The Army Corps issued a new permit in January, saying it expects the permit to be used more than 8,000 times a year and affect 615 acres annually of wetlands and other bodies of water.

The groups behind Monday’s lawsuit said the agency failed to consider how that work could affect endangered sturgeon, whooping cranes and other wildlife that depend on wetlands.

The permit can be used only for pipeline crossings that disturb a half-acre or less of steams or wetlands. Critics say that ignores the cumulative effects from hundreds of individual water crossings along a major pipeline’s route.

The Army Corps has issued blanket permits since the mid-1970s, and they were put into law in 1977 under President Jimmy Carter, a Democrat, according to the Congressional Research Service.

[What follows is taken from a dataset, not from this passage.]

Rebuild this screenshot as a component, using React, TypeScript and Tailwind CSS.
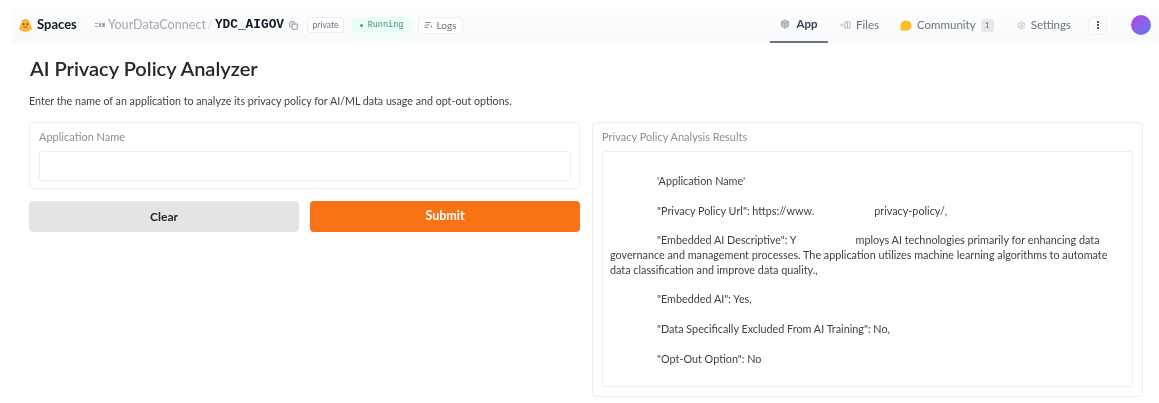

But opposition to pipelines has grown more intense in recent years as the industry has been pulled into a broader debate over climate-changing greenhouse gases that come from burning the fossil fuels the lines carry.

Sierra Club attorney Doug Hayes said the permit program has become “a tool for corporate polluters to fast-track climate-destroying oil and gas pipelines and exempt them from critical environmental reviews.”

Industry representatives argue the permit program has been used for more than four decades without major environmental harm.

“Presidents on both sides of the aisle have used the program,” said John Stoody, vice president of the Association of Oil Pipe Lines. “Not until the modern era — when we have activists trying to use pipelines for their climate goals — has there been any controversy.”

The Army Corps does not comment on pending litigation but will be closely tracking developments in the case, spokesperson Michael Izard-Carroll said.